Written problem — Restate the data word for word and leave the images out.

Raw data —
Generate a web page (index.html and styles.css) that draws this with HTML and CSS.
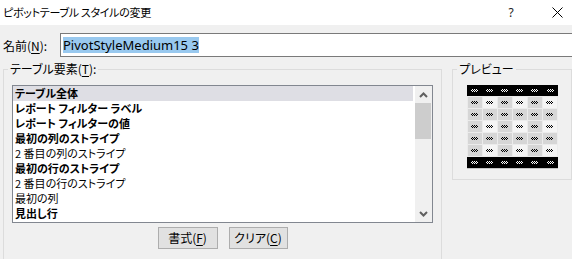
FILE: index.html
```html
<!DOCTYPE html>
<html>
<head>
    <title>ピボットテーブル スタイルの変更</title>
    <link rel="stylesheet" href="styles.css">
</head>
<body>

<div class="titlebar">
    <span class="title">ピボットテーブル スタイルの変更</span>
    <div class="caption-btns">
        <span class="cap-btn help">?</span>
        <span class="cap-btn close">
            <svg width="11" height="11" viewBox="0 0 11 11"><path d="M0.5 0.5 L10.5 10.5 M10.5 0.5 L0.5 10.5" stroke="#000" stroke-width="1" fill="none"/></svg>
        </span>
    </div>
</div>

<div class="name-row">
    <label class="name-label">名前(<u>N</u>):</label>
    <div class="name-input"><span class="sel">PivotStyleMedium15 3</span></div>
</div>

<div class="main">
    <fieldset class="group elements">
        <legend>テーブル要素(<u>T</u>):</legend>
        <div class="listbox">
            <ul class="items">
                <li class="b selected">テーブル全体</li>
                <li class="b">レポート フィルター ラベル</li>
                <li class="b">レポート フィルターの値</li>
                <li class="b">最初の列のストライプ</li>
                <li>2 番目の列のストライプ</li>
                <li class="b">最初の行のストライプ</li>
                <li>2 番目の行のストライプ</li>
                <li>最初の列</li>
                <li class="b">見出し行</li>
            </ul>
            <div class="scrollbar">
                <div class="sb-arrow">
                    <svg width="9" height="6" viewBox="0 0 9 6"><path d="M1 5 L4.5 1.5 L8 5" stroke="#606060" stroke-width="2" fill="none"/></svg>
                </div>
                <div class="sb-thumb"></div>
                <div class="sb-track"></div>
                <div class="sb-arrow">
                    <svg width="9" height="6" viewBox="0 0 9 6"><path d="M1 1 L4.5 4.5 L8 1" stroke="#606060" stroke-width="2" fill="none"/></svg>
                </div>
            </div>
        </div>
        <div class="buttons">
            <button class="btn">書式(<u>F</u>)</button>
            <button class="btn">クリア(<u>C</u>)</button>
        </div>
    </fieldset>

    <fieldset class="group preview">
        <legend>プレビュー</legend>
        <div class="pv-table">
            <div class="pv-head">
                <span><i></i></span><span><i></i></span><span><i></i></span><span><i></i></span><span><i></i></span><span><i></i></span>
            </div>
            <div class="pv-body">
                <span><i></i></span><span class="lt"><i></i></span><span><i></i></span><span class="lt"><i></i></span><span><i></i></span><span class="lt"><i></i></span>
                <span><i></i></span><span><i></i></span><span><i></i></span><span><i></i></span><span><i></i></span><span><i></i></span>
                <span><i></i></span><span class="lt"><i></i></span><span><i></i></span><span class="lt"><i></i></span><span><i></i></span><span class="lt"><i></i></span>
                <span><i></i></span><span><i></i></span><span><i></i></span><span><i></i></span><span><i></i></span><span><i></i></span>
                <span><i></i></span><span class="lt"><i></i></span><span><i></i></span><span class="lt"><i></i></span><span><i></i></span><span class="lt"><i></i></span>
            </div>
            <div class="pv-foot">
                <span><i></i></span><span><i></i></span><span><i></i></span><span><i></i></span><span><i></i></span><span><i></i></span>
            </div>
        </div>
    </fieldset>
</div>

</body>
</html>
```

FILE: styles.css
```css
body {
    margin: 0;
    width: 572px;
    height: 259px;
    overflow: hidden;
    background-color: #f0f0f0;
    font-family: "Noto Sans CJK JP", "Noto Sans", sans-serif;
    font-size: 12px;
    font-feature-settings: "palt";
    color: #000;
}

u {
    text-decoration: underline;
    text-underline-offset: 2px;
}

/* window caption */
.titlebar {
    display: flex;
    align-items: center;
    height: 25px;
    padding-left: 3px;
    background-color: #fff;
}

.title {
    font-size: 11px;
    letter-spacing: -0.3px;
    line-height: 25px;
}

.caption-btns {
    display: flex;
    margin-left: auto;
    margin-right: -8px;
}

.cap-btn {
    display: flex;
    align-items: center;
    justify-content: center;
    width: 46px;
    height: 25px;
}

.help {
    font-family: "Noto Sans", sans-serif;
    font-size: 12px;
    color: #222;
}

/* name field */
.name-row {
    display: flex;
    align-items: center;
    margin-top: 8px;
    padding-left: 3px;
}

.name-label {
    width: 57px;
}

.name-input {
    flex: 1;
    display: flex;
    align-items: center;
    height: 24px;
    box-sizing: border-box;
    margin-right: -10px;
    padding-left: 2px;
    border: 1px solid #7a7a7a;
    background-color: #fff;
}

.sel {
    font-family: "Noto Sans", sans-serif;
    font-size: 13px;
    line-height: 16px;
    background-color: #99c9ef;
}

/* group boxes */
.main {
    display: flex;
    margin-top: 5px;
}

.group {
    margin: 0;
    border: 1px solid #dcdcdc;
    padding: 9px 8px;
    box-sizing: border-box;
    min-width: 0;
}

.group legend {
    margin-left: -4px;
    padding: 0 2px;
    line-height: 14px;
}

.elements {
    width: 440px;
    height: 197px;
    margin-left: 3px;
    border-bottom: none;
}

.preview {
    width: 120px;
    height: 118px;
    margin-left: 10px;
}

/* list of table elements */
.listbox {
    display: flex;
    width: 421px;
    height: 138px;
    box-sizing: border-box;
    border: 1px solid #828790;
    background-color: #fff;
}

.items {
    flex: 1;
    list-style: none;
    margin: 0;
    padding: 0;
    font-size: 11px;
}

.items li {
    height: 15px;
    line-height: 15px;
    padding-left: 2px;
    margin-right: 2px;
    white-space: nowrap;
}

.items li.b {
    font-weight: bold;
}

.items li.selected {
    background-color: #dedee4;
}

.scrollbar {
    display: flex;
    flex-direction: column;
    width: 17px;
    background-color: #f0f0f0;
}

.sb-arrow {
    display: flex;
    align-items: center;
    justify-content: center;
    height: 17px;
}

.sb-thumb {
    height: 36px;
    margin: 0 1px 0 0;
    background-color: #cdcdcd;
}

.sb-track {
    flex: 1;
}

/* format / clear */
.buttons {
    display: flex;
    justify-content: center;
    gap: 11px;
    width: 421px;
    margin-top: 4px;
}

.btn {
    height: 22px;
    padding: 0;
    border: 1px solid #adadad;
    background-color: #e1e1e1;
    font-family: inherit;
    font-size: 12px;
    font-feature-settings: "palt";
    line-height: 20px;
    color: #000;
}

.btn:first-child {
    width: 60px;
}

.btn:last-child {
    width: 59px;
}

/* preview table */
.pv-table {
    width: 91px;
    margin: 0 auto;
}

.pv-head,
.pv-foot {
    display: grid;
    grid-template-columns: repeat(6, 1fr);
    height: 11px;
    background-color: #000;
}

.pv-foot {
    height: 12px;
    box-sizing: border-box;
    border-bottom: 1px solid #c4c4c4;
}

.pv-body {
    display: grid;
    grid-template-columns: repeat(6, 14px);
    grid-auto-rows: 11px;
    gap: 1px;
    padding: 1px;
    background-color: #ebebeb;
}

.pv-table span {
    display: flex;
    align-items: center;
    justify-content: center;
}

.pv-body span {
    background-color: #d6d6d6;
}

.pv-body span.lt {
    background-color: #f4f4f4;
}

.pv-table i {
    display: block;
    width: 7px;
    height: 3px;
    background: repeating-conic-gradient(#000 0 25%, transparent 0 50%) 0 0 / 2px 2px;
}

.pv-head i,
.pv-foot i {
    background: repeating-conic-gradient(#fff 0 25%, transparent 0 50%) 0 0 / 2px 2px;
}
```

Exercise solution —
Generate a web page (index.html and styles.css) that draws this with HTML and CSS.
FILE: index.html
```html
<!DOCTYPE html>
<html>
<head>
    <title>ピボットテーブル スタイルの変更</title>
    <link rel="stylesheet" href="styles.css">
</head>
<body>

<div class="titlebar">
    <span class="title">ピボットテーブル スタイルの変更</span>
    <div class="caption-btns">
        <span class="cap-btn help">?</span>
        <span class="cap-btn close">
            <svg width="11" height="11" viewBox="0 0 11 11"><path d="M0.5 0.5 L10.5 10.5 M10.5 0.5 L0.5 10.5" stroke="#000" stroke-width="1" fill="none"/></svg>
        </span>
    </div>
</div>

<div class="name-row">
    <label class="name-label">名前(<u>N</u>):</label>
    <div class="name-input"><span class="sel">PivotStyleMedium15 3</span></div>
</div>

<div class="main">
    <fieldset class="group elements">
        <legend>テーブル要素(<u>T</u>):</legend>
        <div class="listbox">
            <ul class="items">
                <li class="b selected">テーブル全体</li>
                <li class="b">レポート フィルター ラベル</li>
                <li class="b">レポート フィルターの値</li>
                <li class="b">最初の列のストライプ</li>
                <li>2 番目の列のストライプ</li>
                <li class="b">最初の行のストライプ</li>
                <li>2 番目の行のストライプ</li>
                <li>最初の列</li>
                <li class="b">見出し行</li>
            </ul>
            <div class="scrollbar">
                <div class="sb-arrow">
                    <svg width="9" height="6" viewBox="0 0 9 6"><path d="M1 5 L4.5 1.5 L8 5" stroke="#606060" stroke-width="2" fill="none"/></svg>
                </div>
                <div class="sb-thumb"></div>
                <div class="sb-track"></div>
                <div class="sb-arrow">
                    <svg width="9" height="6" viewBox="0 0 9 6"><path d="M1 1 L4.5 4.5 L8 1" stroke="#606060" stroke-width="2" fill="none"/></svg>
                </div>
            </div>
        </div>
        <div class="buttons">
            <button class="btn">書式(<u>F</u>)</button>
            <button class="btn">クリア(<u>C</u>)</button>
        </div>
    </fieldset>

    <fieldset class="group preview">
        <legend>プレビュー</legend>
        <div class="pv-table">
            <div class="pv-head">
                <span><i></i></span><span><i></i></span><span><i></i></span><span><i></i></span><span><i></i></span><span><i></i></span>
            </div>
            <div class="pv-body">
                <span><i></i></span><span class="lt"><i></i></span><span><i></i></span><span class="lt"><i></i></span><span><i></i></span><span class="lt"><i></i></span>
                <span><i></i></span><span><i></i></span><span><i></i></span><span><i></i></span><span><i></i></span><span><i></i></span>
                <span><i></i></span><span class="lt"><i></i></span><span><i></i></span><span class="lt"><i></i></span><span><i></i></span><span class="lt"><i></i></span>
                <span><i></i></span><span><i></i></span><span><i></i></span><span><i></i></span><span><i></i></span><span><i></i></span>
                <span><i></i></span><span class="lt"><i></i></span><span><i></i></span><span class="lt"><i></i></span><span><i></i></span><span class="lt"><i></i></span>
            </div>
            <div class="pv-foot">
                <span><i></i></span><span><i></i></span><span><i></i></span><span><i></i></span><span><i></i></span><span><i></i></span>
            </div>
        </div>
    </fieldset>
</div>

</body>
</html>
```

FILE: styles.css
```css
body {
    margin: 0;
    width: 572px;
    height: 259px;
    overflow: hidden;
    background-color: #f0f0f0;
    font-family: "Noto Sans CJK JP", "Noto Sans", sans-serif;
    font-size: 12px;
    font-feature-settings: "palt";
    color: #000;
}

u {
    text-decoration: underline;
    text-underline-offset: 2px;
}

/* window caption */
.titlebar {
    display: flex;
    align-items: center;
    height: 25px;
    padding-left: 3px;
    background-color: #fff;
}

.title {
    font-size: 11px;
    letter-spacing: -0.3px;
    line-height: 25px;
}

.caption-btns {
    display: flex;
    margin-left: auto;
    margin-right: -8px;
}

.cap-btn {
    display: flex;
    align-items: center;
    justify-content: center;
    width: 46px;
    height: 25px;
}

.help {
    font-family: "Noto Sans", sans-serif;
    font-size: 12px;
    color: #222;
}

/* name field */
.name-row {
    display: flex;
    align-items: center;
    margin-top: 8px;
    padding-left: 3px;
}

.name-label {
    width: 57px;
}

.name-input {
    flex: 1;
    display: flex;
    align-items: center;
    height: 24px;
    box-sizing: border-box;
    margin-right: -10px;
    padding-left: 2px;
    border: 1px solid #7a7a7a;
    background-color: #fff;
}

.sel {
    font-family: "Noto Sans", sans-serif;
    font-size: 13px;
    line-height: 16px;
    background-color: #99c9ef;
}

/* group boxes */
.main {
    display: flex;
    margin-top: 5px;
}

.group {
    margin: 0;
    border: 1px solid #dcdcdc;
    padding: 9px 8px;
    box-sizing: border-box;
    min-width: 0;
}

.group legend {
    margin-left: -4px;
    padding: 0 2px;
    line-height: 14px;
}

.elements {
    width: 440px;
    height: 197px;
    margin-left: 3px;
    border-bottom: none;
}

.preview {
    width: 120px;
    height: 118px;
    margin-left: 10px;
}

/* list of table elements */
.listbox {
    display: flex;
    width: 421px;
    height: 138px;
    box-sizing: border-box;
    border: 1px solid #828790;
    background-color: #fff;
}

.items {
    flex: 1;
    list-style: none;
    margin: 0;
    padding: 0;
    font-size: 11px;
}

.items li {
    height: 15px;
    line-height: 15px;
    padding-left: 2px;
    margin-right: 2px;
    white-space: nowrap;
}

.items li.b {
    font-weight: bold;
}

.items li.selected {
    background-color: #dedee4;
}

.scrollbar {
    display: flex;
    flex-direction: column;
    width: 17px;
    background-color: #f0f0f0;
}

.sb-arrow {
    display: flex;
    align-items: center;
    justify-content: center;
    height: 17px;
}

.sb-thumb {
    height: 36px;
    margin: 0 1px 0 0;
    background-color: #cdcdcd;
}

.sb-track {
    flex: 1;
}

/* format / clear */
.buttons {
    display: flex;
    justify-content: center;
    gap: 11px;
    width: 421px;
    margin-top: 4px;
}

.btn {
    height: 22px;
    padding: 0;
    border: 1px solid #adadad;
    background-color: #e1e1e1;
    font-family: inherit;
    font-size: 12px;
    font-feature-settings: "palt";
    line-height: 20px;
    color: #000;
}

.btn:first-child {
    width: 60px;
}

.btn:last-child {
    width: 59px;
}

/* preview table */
.pv-table {
    width: 91px;
    margin: 0 auto;
}

.pv-head,
.pv-foot {
    display: grid;
    grid-template-columns: repeat(6, 1fr);
    height: 11px;
    background-color: #000;
}

.pv-foot {
    height: 12px;
    box-sizing: border-box;
    border-bottom: 1px solid #c4c4c4;
}

.pv-body {
    display: grid;
    grid-template-columns: repeat(6, 14px);
    grid-auto-rows: 11px;
    gap: 1px;
    padding: 1px;
    background-color: #ebebeb;
}

.pv-table span {
    display: flex;
    align-items: center;
    justify-content: center;
}

.pv-body span {
    background-color: #d6d6d6;
}

.pv-body span.lt {
    background-color: #f4f4f4;
}

.pv-table i {
    display: block;
    width: 7px;
    height: 3px;
    background: repeating-conic-gradient(#000 0 25%, transparent 0 50%) 0 0 / 2px 2px;
}

.pv-head i,
.pv-foot i {
    background: repeating-conic-gradient(#fff 0 25%, transparent 0 50%) 0 0 / 2px 2px;
}
```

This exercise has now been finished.